A tattooists interest in body art is often born growing up through drawing. But in the case of Amina Charai at Bright Side Tattoo in Copenhagen the interest went almost straight from paper to skin. At six years old she was already ‘tattooing’ all her classmates and pissing off parents.  

“When I was five, I always carried around a small portfolio with drawings and when I was six or seven, I used to tattoo my classmates with a pen. They were tattooed all over and I got so much shit from their parents because I was using a marker,” she says, laughing out loud.

Where her early fascination came from is uncertain, but she has a vague idea.

“I remember visiting my grandmother in Morocco when I was a kid. She belonged to a small Berber tribe and she was tattooed, even in the face. I remember being fascinated since the paintings didn’t come off. I was still fairly young when my Mom and I walked passed a tattoo studio on our block and I asked her what it was. ‘That’s where you get what grandma has,’ she said. Later in life, when I started going around looking for an apprenticeship, I think I went back to the same place.”

She never got an apprenticeship in the beginning, however. The reason could have been that she was 15 years old at the time…

“They were nice though, and told me to keep drawing and come back, which I did every year. But I still didn’t get anything so instead I went into computer graphics. After a while I got bored and started hitting studios outside of Copenhagen. Finally I got a spot with a full-blooded alcoholic. I was there for a year-and-a-half and it was actually pretty funny, looking back on it. He knew the names of all the whores and they had that little family feeling going. I wouldn’t trade that experience for nothing."

It started out well, though, but then it turned out, well… weird!

"I started right before my 21st birthday. I was ecstatic! I had spent six years trying to find a place to take me in and teach me, and finally I had found it. I was going to hold on to this for dear life. The owner seemed nice. He took me to conventions and bought me dinner from time to time, but he later just turned out to be an alcoholic sadist.

“In his free time he would find it funny to shoot me with his hardball gun, and he came up with this degrading name for me that he thought was so funny – and when I wasn’t picking up his laundry, smelling his farts, running to get cigarettes or coffee, hearing and seeing pictures regarding his sex life, waking him up, cleaning the shop, making needles, cleaning tubes, setting up his machines, talking to customers, answering the phone, getting screamed at, trying to draw without any help from him (because he was too busy watching porn), or serving his friends beers, I was changing the sheets in the back room where he would sleep instead of going home, because he was so depressed about life that he would go and get drunk every night. (And breathe! Ed.)

“I went with him a bunch of times, and I really thought that I could get through to him, but no, he was very unstable.

"We became good friends later on at one point, and that made the line between teacher and student very thin. I started to see him as a human being, and all I saw at the end, was an insecure idiot, who did not know how to treat people around him with respect.”

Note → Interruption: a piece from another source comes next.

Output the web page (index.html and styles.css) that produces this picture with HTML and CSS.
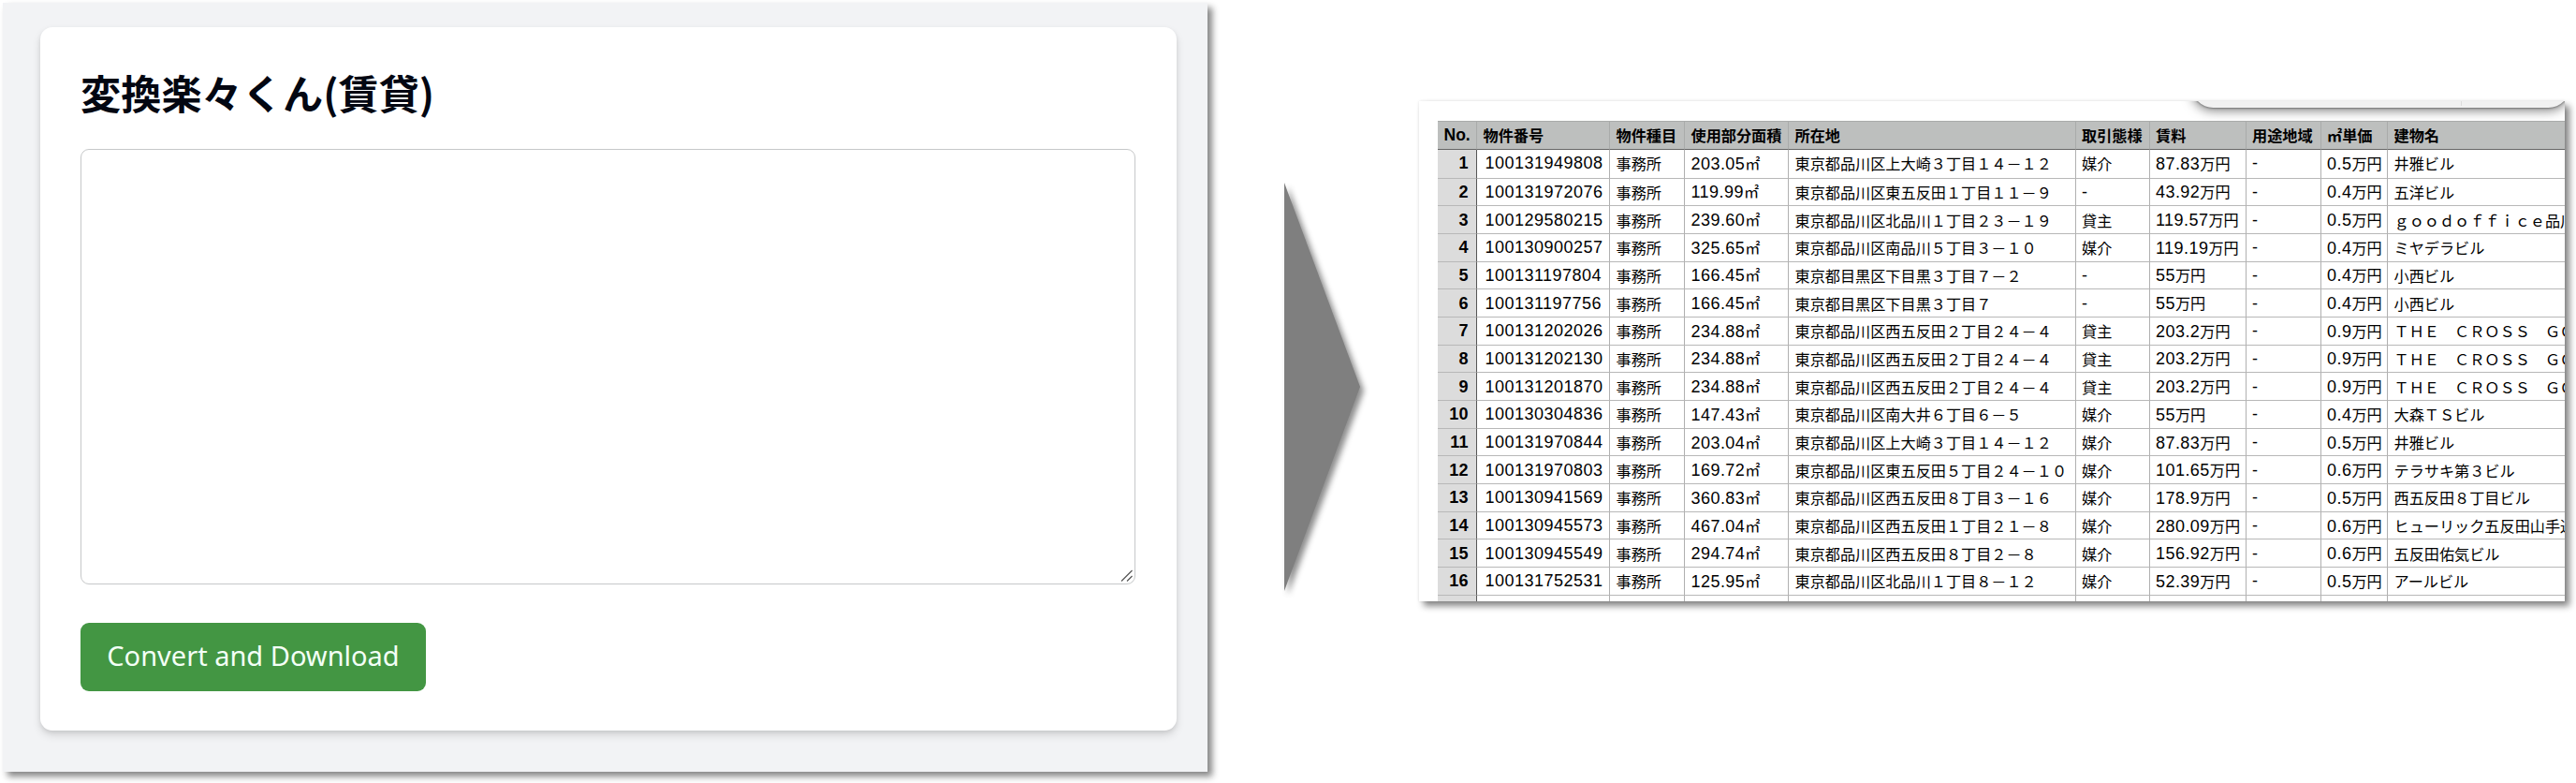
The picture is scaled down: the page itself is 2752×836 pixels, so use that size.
FILE: index.html
```html
<!DOCTYPE html>
<html lang="ja">
<head>
<meta charset="utf-8">
<title>変換楽々くん(賃貸)</title>
<link rel="stylesheet" href="styles.css">
</head>
<body>
<main class="stage">
  <section class="app">
    <div class="card">
      <h1 class="title">変換楽々くん(賃貸)</h1>
      <div class="field">
        <svg class="grip" viewBox="0 0 14 14"><path d="M1 12.500L12.500 1M7 12.500L12.500 7"/></svg>
      </div>
      <button class="convert">Convert and Download</button>
    </div>
  </section>
  <svg class="arrow" viewBox="0 0 81 436"><path d="M0 0L81 218L0 436Z"/></svg>
  <section class="sheet">
    <div class="viewport">
    <div class="toolbar"><i class="divider"></i></div>
    <table class="grid">
      <colgroup><col class="c0"><col class="c1"><col class="c2"><col class="c3"><col class="c4"><col class="c5"><col class="c6"><col class="c7"><col class="c8"><col class="c9"></colgroup>
      <thead>
        <tr><th class="no">No.</th><th>物件番号</th><th>物件種目</th><th>使用部分面積</th><th>所在地</th><th>取引態様</th><th>賃料</th><th>用途地域</th><th>㎡単価</th><th>建物名</th></tr>
      </thead>
      <tbody>
        <tr class="first"><th>1</th><td class="id">100131949808</td><td>事務所</td><td><span class="n">203.05</span>㎡</td><td>東京都品川区上大崎３丁目１４－１２</td><td>媒介</td><td><span class="n">87.83</span>万円</td><td class="n">-</td><td><span class="n">0.5</span>万円</td><td>井雅ビル</td></tr>
        <tr><th>2</th><td class="id">100131972076</td><td>事務所</td><td><span class="n">119.99</span>㎡</td><td>東京都品川区東五反田１丁目１１－９</td><td class="n">-</td><td><span class="n">43.92</span>万円</td><td class="n">-</td><td><span class="n">0.4</span>万円</td><td>五洋ビル</td></tr>
        <tr><th>3</th><td class="id">100129580215</td><td>事務所</td><td><span class="n">239.60</span>㎡</td><td>東京都品川区北品川１丁目２３－１９</td><td>貸主</td><td><span class="n">119.57</span>万円</td><td class="n">-</td><td><span class="n">0.5</span>万円</td><td>ｇｏｏｄｏｆｆｉｃｅ品川</td></tr>
        <tr><th>4</th><td class="id">100130900257</td><td>事務所</td><td><span class="n">325.65</span>㎡</td><td>東京都品川区南品川５丁目３－１０</td><td>媒介</td><td><span class="n">119.19</span>万円</td><td class="n">-</td><td><span class="n">0.4</span>万円</td><td>ミヤデラビル</td></tr>
        <tr><th>5</th><td class="id">100131197804</td><td>事務所</td><td><span class="n">166.45</span>㎡</td><td>東京都目黒区下目黒３丁目７－２</td><td class="n">-</td><td><span class="n">55</span>万円</td><td class="n">-</td><td><span class="n">0.4</span>万円</td><td>小西ビル</td></tr>
        <tr><th>6</th><td class="id">100131197756</td><td>事務所</td><td><span class="n">166.45</span>㎡</td><td>東京都目黒区下目黒３丁目７</td><td class="n">-</td><td><span class="n">55</span>万円</td><td class="n">-</td><td><span class="n">0.4</span>万円</td><td>小西ビル</td></tr>
        <tr><th>7</th><td class="id">100131202026</td><td>事務所</td><td><span class="n">234.88</span>㎡</td><td>東京都品川区西五反田２丁目２４－４</td><td>貸主</td><td><span class="n">203.2</span>万円</td><td class="n">-</td><td><span class="n">0.9</span>万円</td><td>ＴＨＥ　ＣＲＯＳＳ　ＧＯ</td></tr>
        <tr><th>8</th><td class="id">100131202130</td><td>事務所</td><td><span class="n">234.88</span>㎡</td><td>東京都品川区西五反田２丁目２４－４</td><td>貸主</td><td><span class="n">203.2</span>万円</td><td class="n">-</td><td><span class="n">0.9</span>万円</td><td>ＴＨＥ　ＣＲＯＳＳ　ＧＯ</td></tr>
        <tr><th>9</th><td class="id">100131201870</td><td>事務所</td><td><span class="n">234.88</span>㎡</td><td>東京都品川区西五反田２丁目２４－４</td><td>貸主</td><td><span class="n">203.2</span>万円</td><td class="n">-</td><td><span class="n">0.9</span>万円</td><td>ＴＨＥ　ＣＲＯＳＳ　ＧＯ</td></tr>
        <tr><th>10</th><td class="id">100130304836</td><td>事務所</td><td><span class="n">147.43</span>㎡</td><td>東京都品川区南大井６丁目６－５</td><td>媒介</td><td><span class="n">55</span>万円</td><td class="n">-</td><td><span class="n">0.4</span>万円</td><td>大森ＴＳビル</td></tr>
        <tr><th>11</th><td class="id">100131970844</td><td>事務所</td><td><span class="n">203.04</span>㎡</td><td>東京都品川区上大崎３丁目１４－１２</td><td>媒介</td><td><span class="n">87.83</span>万円</td><td class="n">-</td><td><span class="n">0.5</span>万円</td><td>井雅ビル</td></tr>
        <tr><th>12</th><td class="id">100131970803</td><td>事務所</td><td><span class="n">169.72</span>㎡</td><td>東京都品川区東五反田５丁目２４－１０</td><td>媒介</td><td><span class="n">101.65</span>万円</td><td class="n">-</td><td><span class="n">0.6</span>万円</td><td>テラサキ第３ビル</td></tr>
        <tr><th>13</th><td class="id">100130941569</td><td>事務所</td><td><span class="n">360.83</span>㎡</td><td>東京都品川区西五反田８丁目３－１６</td><td>媒介</td><td><span class="n">178.9</span>万円</td><td class="n">-</td><td><span class="n">0.5</span>万円</td><td>西五反田８丁目ビル</td></tr>
        <tr><th>14</th><td class="id">100130945573</td><td>事務所</td><td><span class="n">467.04</span>㎡</td><td>東京都品川区西五反田１丁目２１－８</td><td>媒介</td><td><span class="n">280.09</span>万円</td><td class="n">-</td><td><span class="n">0.6</span>万円</td><td>ヒューリック五反田山手通</td></tr>
        <tr><th>15</th><td class="id">100130945549</td><td>事務所</td><td><span class="n">294.74</span>㎡</td><td>東京都品川区西五反田８丁目２－８</td><td>媒介</td><td><span class="n">156.92</span>万円</td><td class="n">-</td><td><span class="n">0.6</span>万円</td><td>五反田佑気ビル</td></tr>
        <tr><th>16</th><td class="id">100131752531</td><td>事務所</td><td><span class="n">125.95</span>㎡</td><td>東京都品川区北品川１丁目８－１２</td><td>媒介</td><td><span class="n">52.39</span>万円</td><td class="n">-</td><td><span class="n">0.5</span>万円</td><td>アールビル</td></tr>
        <tr><th></th><td></td><td></td><td></td><td></td><td></td><td></td><td></td><td></td><td></td></tr>
      </tbody>
    </table>
    </div>
  </section>
</main>
</body>
</html>
```
FILE: styles.css
```css
* { box-sizing: border-box; }
body { margin: 0; background: #fff; font-family: "Noto Sans CJK JP", sans-serif; }
.stage { display: flex; align-items: flex-start; width: 2752px; height: 836px; padding: 3px 0 0 3px; overflow: hidden; }
.app { flex: none; width: 1287px; height: 821px; padding: 26px 33px 44px 40px; background: #f2f3f5; box-shadow: 5px 5px 7px rgba(0,0,0,.48); }
.card { height: 751px; padding: 40px 44px 0 43px; background: #fff; border-radius: 13px; box-shadow: 0 5px 10px rgba(0,0,0,.12), 0 2px 4px rgba(0,0,0,.08); }
.title { margin: 0 0 32px; font-size: 43.200px; line-height: 58px; font-weight: 700; color: #030712; white-space: nowrap; }
.field { display: flex; justify-content: flex-end; align-items: flex-end; width: 1127px; height: 465px; padding: 1px; border: 1.5px solid #c6c8c9; border-radius: 9px; }
.grip { width: 14px; height: 14px; fill: none; stroke: #555; stroke-width: 1.2; }
.convert { display: block; width: 369px; height: 73px; margin: 41px 0 0; padding: 0 0 3px; border: 0; border-radius: 9px; background: #439643; color: #f3fff6; font: 400 29px/70px "Noto Sans", sans-serif; white-space: nowrap; }
.arrow { flex: none; width: 81px; height: 436px; margin: 192px 0 0 82px; overflow: visible; fill: #7f7f7f; filter: drop-shadow(4px 4px 3px rgba(0,0,0,.45)); }
.sheet { flex: none; width: 1224px; height: 534px; margin: 105px 0 0 63px; background: #fff; box-shadow: 5px 5px 7px rgba(0,0,0,.48), 0 0 3px rgba(0,0,0,.1); }
.viewport { position: relative; height: 534px; padding: 21px 0 0 20px; overflow: hidden; }
.toolbar { position: absolute; top: -40px; right: -6px; width: 405px; height: 47px; border-radius: 24px; background: #f1f1f1; box-shadow: 0 3px 12px rgba(0,0,0,.5), 0 1px 2px rgba(0,0,0,.3); }
.divider { position: absolute; right: 116px; bottom: 2px; width: 1px; height: 30px; background: #ddd; }
.grid { position: relative; width: 1220px; border-collapse: separate; border-spacing: 0; border-top: 1px solid #a9abaa; table-layout: fixed; font-size: 16.150px; color: #000; }
.grid th, .grid td { height: 29.700px; padding: 0 0 0 6.500px; border-right: 1px solid #b0b0b0; border-bottom: 1px solid #b8b8b8; text-align: left; font-weight: 400; line-height: 26px; white-space: nowrap; }
.grid .first th, .grid .first td { height: 31px; padding-bottom: 1px; }
.grid thead th { height: 29.500px; background: #bdbfbe; font-weight: 700; border-right-color: #a9abaa; border-bottom-color: #666; }
.grid tbody th { padding: 0 8px 0 0; background: #dcdcdc; border-right-color: #555; text-align: right; font: 700 18px/26px "Liberation Sans", sans-serif; letter-spacing: .4px; }
.c0 { width: 42px; } .c1 { width: 142px; } .c2 { width: 80px; } .c3 { width: 111px; } .c4 { width: 306.500px; } .c5 { width: 79px; } .c6 { width: 103px; } .c7 { width: 80px; } .c8 { width: 71.500px; } .c9 { width: 205px; }
.grid .id, .grid .n { font: 400 18px/26px "Liberation Sans", sans-serif; letter-spacing: .45px; }
.grid .id { padding-left: 8.500px; letter-spacing: .48px; }
.grid thead .no { font: 700 17.500px/26px "Liberation Sans", sans-serif; }
```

Needless to say, the experience didn’t reward Amina with a lot besides some unusual life stories.

“I didn’t learn anything! He was impossible. Every time I would ask, he would wave me off and say, “You know that!” I wasn’t allowed to have boyfriends, or see my friends very much, because he told me that it would take my attention off getting better. I really, really sucked at tattooing. And he would tell me to tattoo customers without telling them that I was a green bean, so he could make money off me. It was terrible.

“Luckily that only happened three times. I finally had the tits to tell the customers, that I was not ready to tattoo them. I had him tattoo me a bunch as well since he was always complaining about getting shit work through the door. So I gave him free hands to make something that he would enjoy on my body. He instantly started planning a bodysuit, and I said ok… something I regret until this day. He would constantly come up with some bullshit excuse, regarding me, having to take pretty much all my clothes off, maybe twice a day for a week, so he could draw on me to plan the suit. Back then I was young and naive, and he never finished it.”  The next studio, she left voluntarily.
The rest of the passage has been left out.